Meatball Soup
This is a great soup because you can add or delete anything.
I keep it pretty basic because I always try to use what I have and this is full of basic staples.
1/4 cup olive oil
2 large chopped onions
4 cloves chopped garlic
3 diced celery ribs including the green tops
3 large diced carrots
2 bags of frozen Italian blend cut vegetables. This includes broccoli, carrots, cauliflower and flat green beans.
Do not use the one with red peppers because the flavor of the red peppers are too strong
6 skinless chicken thighs
Ten cups of water
One tablespoon salt
2 large chicken bouillon cubes or four small
50 mini meatballs either homemade or store bought.

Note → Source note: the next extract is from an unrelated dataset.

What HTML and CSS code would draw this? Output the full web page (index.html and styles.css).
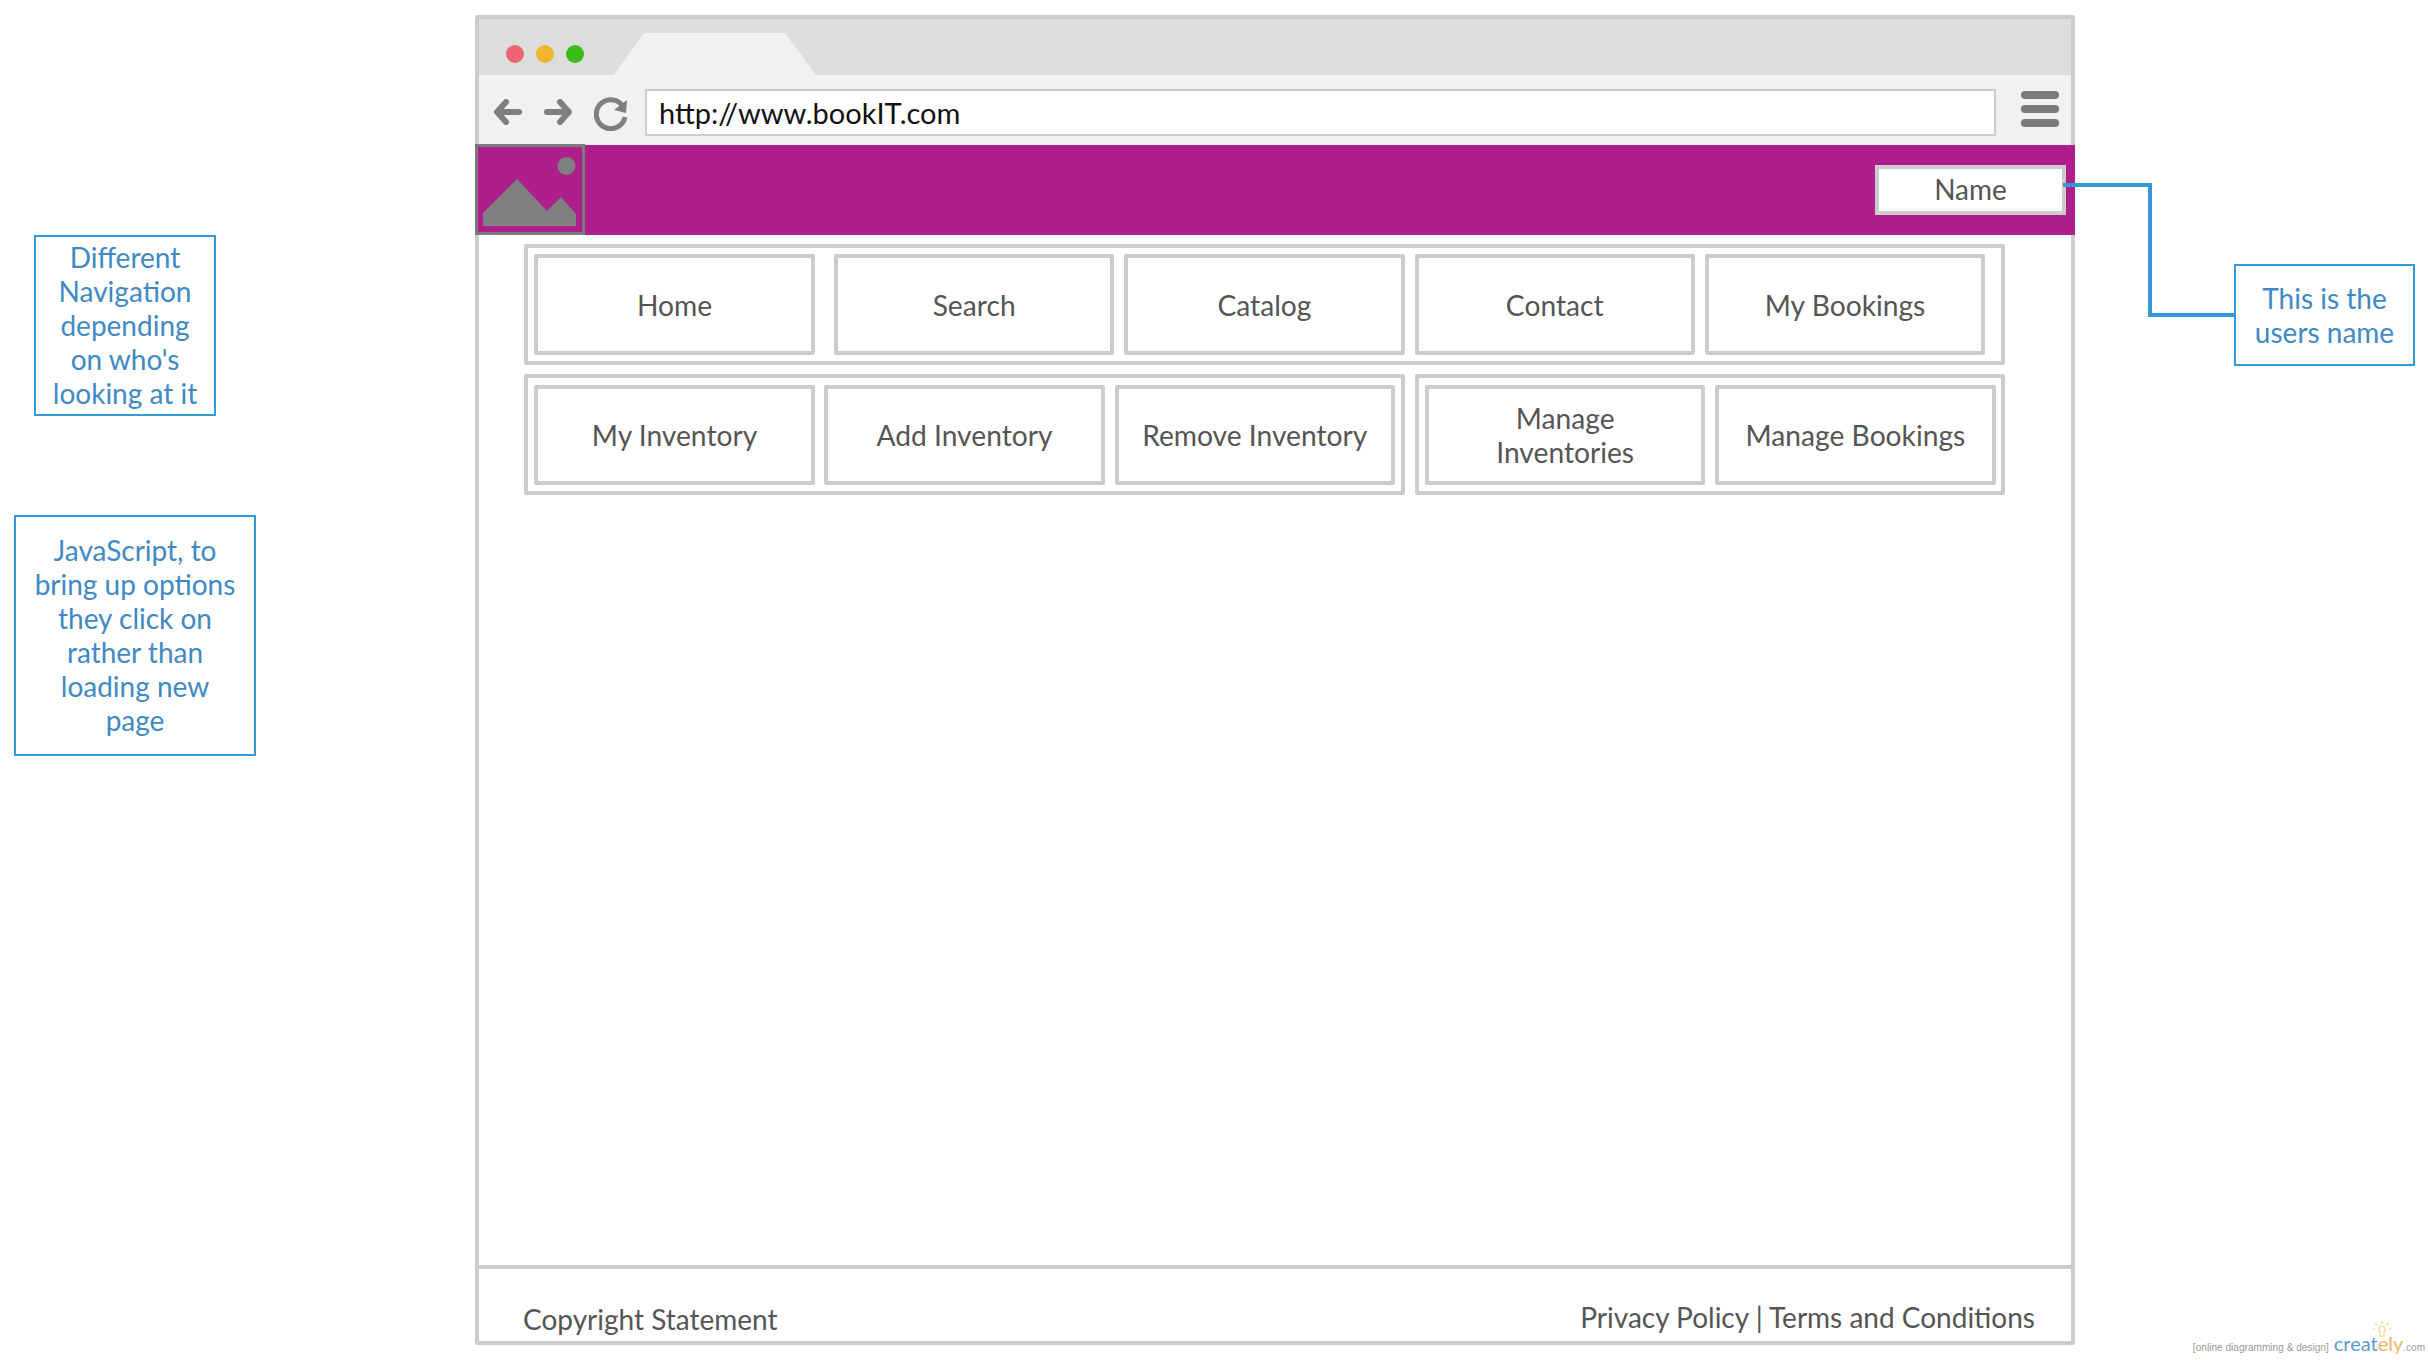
FILE: index.html
```html
<!DOCTYPE html>
<html lang="en">
<head>
  <meta charset="UTF-8" />
  <title>bookIT wireframe</title>
  <link rel="stylesheet" href="styles.css">
</head>
<body>

  <!-- Notes on the left of the diagram -->
  <div class="note note-nav">Different Navigation depending on who's looking at it</div>
  <div class="note note-js">JavaScript, to bring up options they click on rather than loading new page</div>

  <!-- Browser window -->
  <div class="window">
    <div class="tabbar">
      <span class="dot dot-red"></span>
      <span class="dot dot-yellow"></span>
      <span class="dot dot-green"></span>
      <div class="tab"></div>
    </div>

    <div class="toolbar">
      <svg class="icon-arrow" viewBox="0 0 28 26">
        <path d="M12 3 3 13l9 10M4 13h21" fill="none" stroke="#7f7f7f" stroke-width="6" stroke-linecap="round" stroke-linejoin="round"/>
      </svg>
      <svg class="icon-arrow" viewBox="0 0 28 26">
        <path d="M16 3l9 10-9 10M24 13H3" fill="none" stroke="#7f7f7f" stroke-width="6" stroke-linecap="round" stroke-linejoin="round"/>
      </svg>
      <svg class="icon-reload" viewBox="0 0 34 34">
        <path d="M28 8A14.500 14.500 0 1 0 31 20" fill="none" stroke="#7f7f7f" stroke-width="5"/>
        <path d="M33 3 32 16 20 13z" fill="#7f7f7f"/>
      </svg>
      <div class="address">http://www.bookIT.com</div>
      <div class="menu">
        <span></span>
        <span></span>
        <span></span>
      </div>
    </div>

    <header class="header">
      <div class="logo">
        <svg class="logo-img" viewBox="0 0 104 85">
          <circle cx="88.500" cy="19" r="9" fill="#7f7f7f"/>
          <path d="M5 66 39 32 69 64 83 50 98 67V79H5z" fill="#7f7f7f"/>
        </svg>
      </div>
      <div class="name-box">Name</div>
    </header>

    <main class="content">
      <div class="nav-row">
        <a class="nav-item nav-item-first">Home</a>
        <a class="nav-item">Search</a>
        <a class="nav-item">Catalog</a>
        <a class="nav-item">Contact</a>
        <a class="nav-item">My Bookings</a>
      </div>
      <div class="nav-groups">
        <div class="nav-group nav-group-inventory">
          <a class="nav-item nav-item-first-group">My Inventory</a>
          <a class="nav-item">Add Inventory</a>
          <a class="nav-item">Remove Inventory</a>
        </div>
        <div class="nav-group nav-group-manage">
          <a class="nav-item">Manage<br>Inventories</a>
          <a class="nav-item">Manage Bookings</a>
        </div>
      </div>
    </main>

    <footer class="footer">
      <span class="copyright">Copyright Statement</span>
      <span class="legal">Privacy Policy | Terms and Conditions</span>
    </footer>
  </div>

  <!-- Line from the name box to its note -->
  <svg class="connector" width="180" height="140" viewBox="0 0 180 140">
    <path d="M2 2H89V132H176" fill="none" stroke="#3498db" stroke-width="4"/>
  </svg>
  <div class="note note-name">This is the users name</div>

  <!-- Watermark -->
  <div class="watermark">
    <svg class="bulb" viewBox="0 0 18 16">
      <path d="M9 5a3.500 3.500 0 0 0-2 6v4h4v-4a3.500 3.500 0 0 0-2-6zM9 0v3M2 2l2.500 2M16 2l-2.500 2M0 8h2M16 8h2" fill="none" stroke="#f9d488" stroke-width="1.200"/>
    </svg>
    <span class="tagline">[online diagramming &amp; design]</span>
    <span class="brand">creat<span class="brand-ly">ely</span></span>
    <span class="brand-com">.com</span>
  </div>

</body>
</html>
```

FILE: styles.css
```css
body {
  margin: 0;
  width: 2430px;
  height: 1360px;
  position: relative;
  overflow: hidden;
  background-color: #fff;
  font-family: Lato, "Open Sans", sans-serif;
  font-size: 28px;
  line-height: 34px;
  color: #555;
}

/* diagram notes */
.note {
  position: absolute;
  box-sizing: border-box;
  display: flex;
  align-items: center;
  justify-content: center;
  padding: 0 14px 2px;
  border: 2px solid #3498db;
  background-color: #fff;
  color: #4089c4;
  text-align: center;
}

.note-nav {
  left: 34px;
  top: 235px;
  width: 182px;
  height: 181px;
}

.note-js {
  left: 14px;
  top: 515px;
  width: 242px;
  height: 241px;
}

.note-name {
  left: 2234px;
  top: 264px;
  width: 181px;
  height: 102px;
  padding-bottom: 1px;
}

.connector {
  position: absolute;
  left: 2061px;
  top: 183px;
}

/* browser window */
.window {
  position: absolute;
  left: 475px;
  top: 15px;
  box-sizing: border-box;
  width: 1600px;
  height: 1330px;
  display: flex;
  flex-direction: column;
  border: 4px solid #ccc;
  border-radius: 2px;
}

.tabbar {
  height: 56px;
  display: flex;
  align-items: flex-start;
  padding-left: 27px;
  background-color: #dcdedc;
}

.dot {
  width: 18px;
  height: 18px;
  margin: 26px 12px 0 0;
  border-radius: 50%;
}

.dot-red {
  background-color: #ed6472;
}

.dot-yellow {
  background-color: #efb52c;
}

.dot-green {
  background-color: #3cbc18;
}

.tab {
  width: 202px;
  height: 42px;
  margin: 14px 0 0 18px;
  background-color: #f1f1f1;
  clip-path: polygon(30px 0, 171px 0, 100% 100%, 0 100%);
}

.toolbar {
  height: 70px;
  box-sizing: border-box;
  display: flex;
  align-items: center;
  padding: 4px 12px 0 15px;
  background-color: #f1f1f1;
}

.icon-arrow {
  width: 28px;
  height: 26px;
  margin-right: 22px;
}

.icon-reload {
  width: 34px;
  height: 34px;
  margin: 4px 17px 0 0;
}

.address {
  box-sizing: border-box;
  width: 1351px;
  height: 47px;
  margin-right: 25px;
  padding: 5px 12px;
  border: 2px solid #ccc;
  background-color: #fff;
  font-size: 29px;
  color: #111;
}

.menu {
  width: 38px;
  margin-top: -6px;
  display: flex;
  flex-direction: column;
  gap: 6px;
}

.menu span {
  height: 8px;
  border-radius: 4px;
  background-color: #7b7b7b;
}

.header {
  height: 90px;
  margin: 0 -4px;
  display: flex;
  justify-content: space-between;
  align-items: flex-start;
  padding-right: 9px;
  background-color: #ae1f8b;
}

.logo {
  box-sizing: border-box;
  width: 110px;
  height: 91px;
  margin-top: -1px;
  border: 3px solid #7b7b7b;
}

.logo-img {
  display: block;
  width: 104px;
  height: 85px;
}

.name-box {
  box-sizing: border-box;
  width: 191px;
  height: 50px;
  margin-top: 20px;
  padding-top: 3px;
  border: 4px solid #ccc;
  background-color: #fff;
  text-align: center;
}

/* navigation */
.content {
  flex: 1;
  padding: 9px 66px 0 45px;
}

.nav-row,
.nav-group {
  box-sizing: border-box;
  height: 121px;
  display: flex;
  gap: 10px;
  padding: 6px;
  border: 4px solid #ccc;
  border-radius: 2px;
}

.nav-groups {
  display: flex;
  gap: 10px;
  margin-top: 9px;
}

.nav-group {
  padding-top: 7px;
}

.nav-group-inventory {
  width: 881px;
}

.nav-group-manage {
  width: 590px;
}

.nav-item {
  box-sizing: border-box;
  width: 280.3px;
  height: 101px;
  display: flex;
  flex-shrink: 0;
  align-items: center;
  justify-content: center;
  border: 4px solid #ccc;
  border-radius: 2px;
  font-size: 28.2px;
  text-align: center;
}

.nav-group .nav-item {
  height: 100px;
}

.nav-item-first {
  width: 281px;
  margin-right: 9px;
}

.nav-item-first-group {
  width: 281px;
  margin-right: -0.7px;
}

.footer {
  height: 76px;
  box-sizing: border-box;
  display: flex;
  justify-content: space-between;
  align-items: flex-end;
  padding: 0 36px 5px 44px;
  border-top: 4px solid #ccc;
}

.legal {
  margin-bottom: 2px;
}

/* creately mark */
.watermark {
  position: absolute;
  right: 5px;
  bottom: 5px;
  display: flex;
  align-items: baseline;
  font-family: "Liberation Sans", sans-serif;
  color: #999;
}

.tagline {
  margin-right: 5px;
  font-size: 10px;
  line-height: 12px;
  letter-spacing: 0.05px;
}

.brand {
  font-family: Lato, sans-serif;
  font-size: 20px;
  line-height: 24px;
  color: #5b9bd5;
}

.brand-ly {
  color: #f5b36b;
}

.brand-com {
  font-size: 10px;
  line-height: 12px;
}

.bulb {
  position: absolute;
  right: 34px;
  bottom: 18px;
  width: 18px;
  height: 16px;
}
```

One drained can of small white beans
5 ounces of fresh spinach
Parmesan cheese for the topping
Dice the onions, celery and carrots and set aside
Put the ten cups of water in a soup pot
Add the salt and chicken and boil for at least twenty minutes
The chicken should fall off the bone
Take the chicken out of the water and let it cool just a little.
Shred the chicken and set it aside
Strain the water into a bowl to so all the sediment on the bottom of the pan is discarded
SAVE THE WATER
Place the olive oil in the bottom of the pot and add the celery, onions, garlic and carrots
Cook until the vegetables are soft about five to ten minutes
Add the water from the boiled chicken and the bouillon cubes
Bring to a boil and add the frozen vegetables
After five minutes add the chicken, fresh spinach, white beans and the meatballs
Let everything simmer and serve with hot bread.
Add salt and pepper to taste
I have found out, threw trial and error, that when I add the pasta or rice to a soup it absorbs all the broth so now I make it and serve it on the side.
I like orzo or noodles with this soup
Since everyone if watching their weight I didn’t add any pasta.